Na hora da verdade, a liderança sombria descarta-se dos apoiantes que deixaram de lhe ser úteis. Para se proteger, alija responsabilidades nos acólitos ou nos que, passivamente, lhe obedecerem. Veja-se o rol de antigos acólitos de Trump que caíram na armadilha, se envolveram em manigâncias e ficaram em apuros. Os efeitos perversos das lideranças sombrias não recaem apenas sobre os indivíduos – podem também destruir equipas e organizações. Al Dunlap (1937-2019) era alcunhado de motosserra – epíteto resultante da sua capacidade de cortar a direito e levar a cabo despedimentos em massa, enquanto se abotoava com benesses de milhões. Foi admirado enquanto obteve lucros. Mas a sua arrogância obstinada, narcisista e desrespeitadora, acompanhada de fraudes, arruinou empresas e a sua própria carreira. Melhor fora que quem o escolheu tivesse prestasse atenção não apenas aos resultados financeiros – mas também à forma (sinistra) como esses resultados eram alcançados.
As lições a extrair destes casos são inúmeras, das quais saliento três. Primeira: a liderança destrutiva requer a participação, ativa ou passiva, de seguidores. Portanto, o nosso desejo de melhores lideranças deve ser acompanhado do desenvolvimento de liderados mais equipados para atuar em prol de organizações mais sustentáveis. Esse é um desafio que as escolas de negócios também devem prosseguir. Segunda lição: quando selecionamos líderes, devemos proteger-nos do deslumbramento e quase idolatria que nos suscitam alguns dos mais bem-sucedidos e famosos. Algumas pessoas dotadas de grandes qualidades (como a eloquência, a autoconfiança, a capacidade de arriscar e inovar, a determinação e a ousadia) são também caracterizadas por elevados níveis de uma tríade perigosa: narcisismo, maquiavelismo e psicopatia. Persuadem e manipulam. Instrumentalizam e descartam quem deixa de lhes ser útil. A evidência obtida ao longo de vinte anos de investigação sobre a tríade sombria mostrou o seguinte: “Tanto os executivos bem-sucedidos como os descarrilados eram… brilhantes, motivados, trabalhadores árduos, socialmente competentes; identificados desde cedo como tendo elevado potencial; com uma trajetória de sucesso”.
A terceira lição é mais complexa e multifacetada.
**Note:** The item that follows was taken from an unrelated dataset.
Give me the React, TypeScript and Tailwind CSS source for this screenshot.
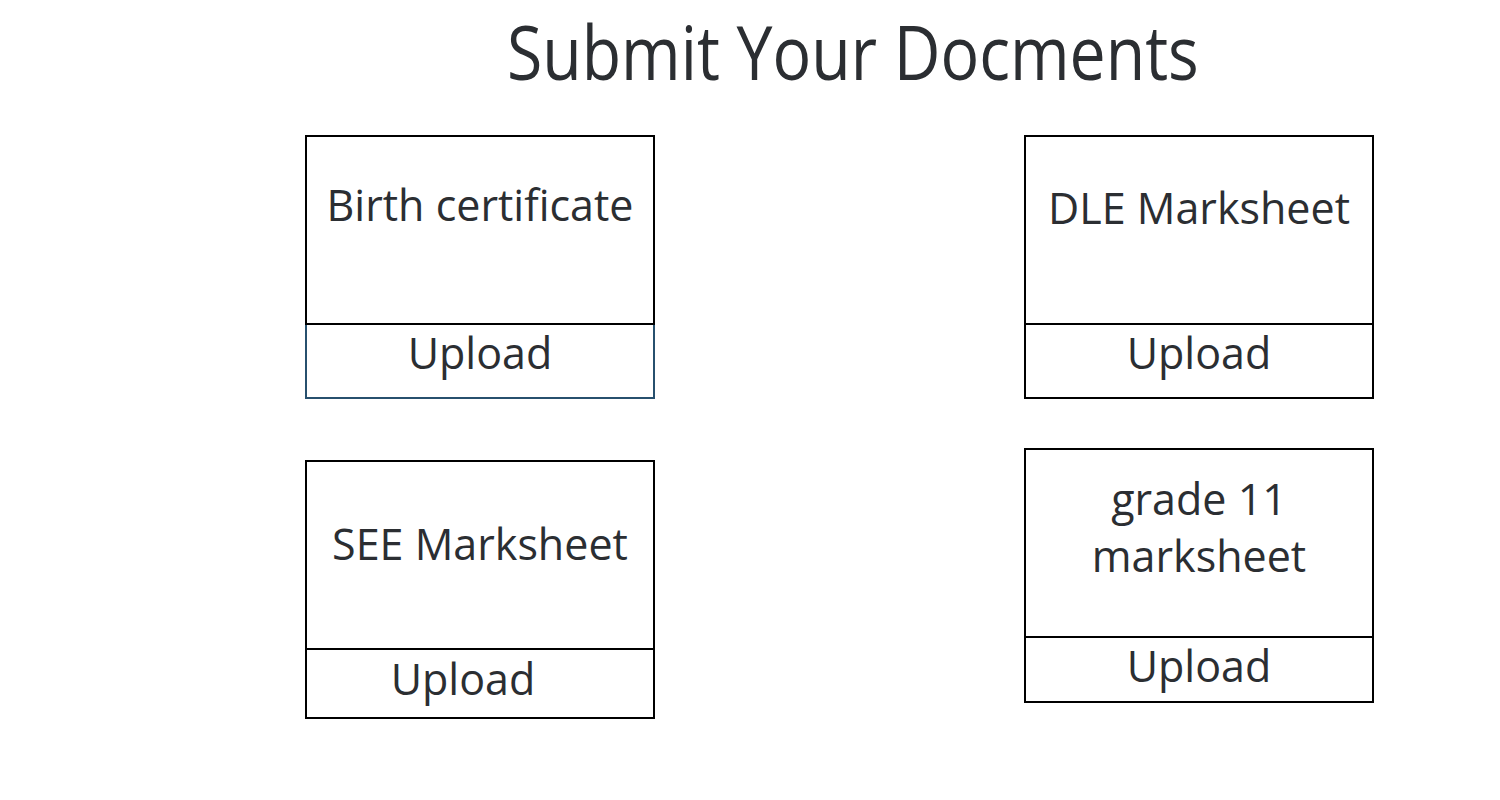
export default function App() {
  return (
    <div className="w-[1500px] h-[800px] bg-white text-[#2b2e32]" style={{ fontFamily: '"Open Sans", sans-serif' }}>
      <h1 className="pl-[507px] pt-[3px] text-[75px] leading-[96px] font-normal">
        <span className="inline-block origin-left scale-x-[0.858]">Submit Your Docments</span>
      </h1>
      <div className="flex pl-[305px] pt-[36px] gap-x-[369px] items-start">
        <div className="flex flex-col gap-y-[61px]">
          <DocCard title="Birth certificate" padTop="pt-[39px]" uploadHeight="h-[76px]" uploadPad="pt-0" uploadBorder="border-[#27506e]" />
          <DocCard title="SEE Marksheet" padTop="pt-[53px]" uploadHeight="h-[71px]" uploadPad="pt-[1px]" uploadShift="pr-[34px]" />
        </div>
        <div className="flex flex-col gap-y-[49px]">
          <DocCard title="DLE Marksheet" padTop="pt-[42px]" uploadHeight="h-[76px]" uploadPad="pt-0" />
          <DocCard title={'grade 11\nmarksheet'} padTop="pt-[20px]" uploadHeight="h-[67px]" uploadPad="pt-0" />
        </div>
      </div>
    </div>
  )
}

function DocCard({
  title,
  padTop,
  uploadHeight,
  uploadPad,
  uploadBorder = 'border-black',
  uploadShift = '',
}: {
  title: string
  padTop: string
  uploadHeight: string
  uploadPad: string
  uploadBorder?: string
  uploadShift?: string
}) {
  return (
    <div className="w-[350px]">
      <div className={`h-[190px] border-2 border-black text-center text-[43px] leading-[57px] whitespace-pre-line ${padTop}`}>
        {title}
      </div>
      <div className={`-mt-[2px] border-2 border-t-0 ${uploadBorder} ${uploadHeight} ${uploadShift} text-center text-[43px] leading-[56px]`}>
        <div className="border-t-2 border-black -mx-[2px]" />
        <div className={uploadPad}>Upload</div>
      </div>
    </div>
  )
}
Recomenda que as organizações se protejam destas personalidades. Como? Impedindo o seu ingresso na organização através de mecanismos de seleção mais apurados. Suscitando culturas organizacionais que premeiem o espírito crítico. E criando mecanismos institucionais de governança que impeçam os abusos. Naturalmente, estas vias prudenciais podem ser insuficientes quando a tríade sombria está nos alicerces fundacionais da organização. Daí decorre a necessidade de reguladores fortes e desconfiados por natureza, e de meios de comunicação social igualmente vigorosos e verdadeiramente independentes.
PS. Enquanto escrevo este texto, desconheço o resultado da eleição presidencial nos EUA. Assusta-me a ideia de Trump (o seu ex-chefe de gabinete, John Kelly, acusa-o de ser fascista) vencer. O magnata e ex-presidente é autoconfiante, profundamente determinado, ousado e corajoso. Recuperou, com enorme tenacidade, de várias falências. Mas o potencial destrutivo da sua liderança é enorme – não apesar dessas qualidades, mas por causa A idolatria de que é alvo tem contribuído para normalizar a desonestidade, a desvergonha, a indecência, o ódio, as trapalhadas e o desrespeito pelos princípios da civilidade e da democracia. Espero que muitos dos seus milhões de apoiantes não venham a provar o fel.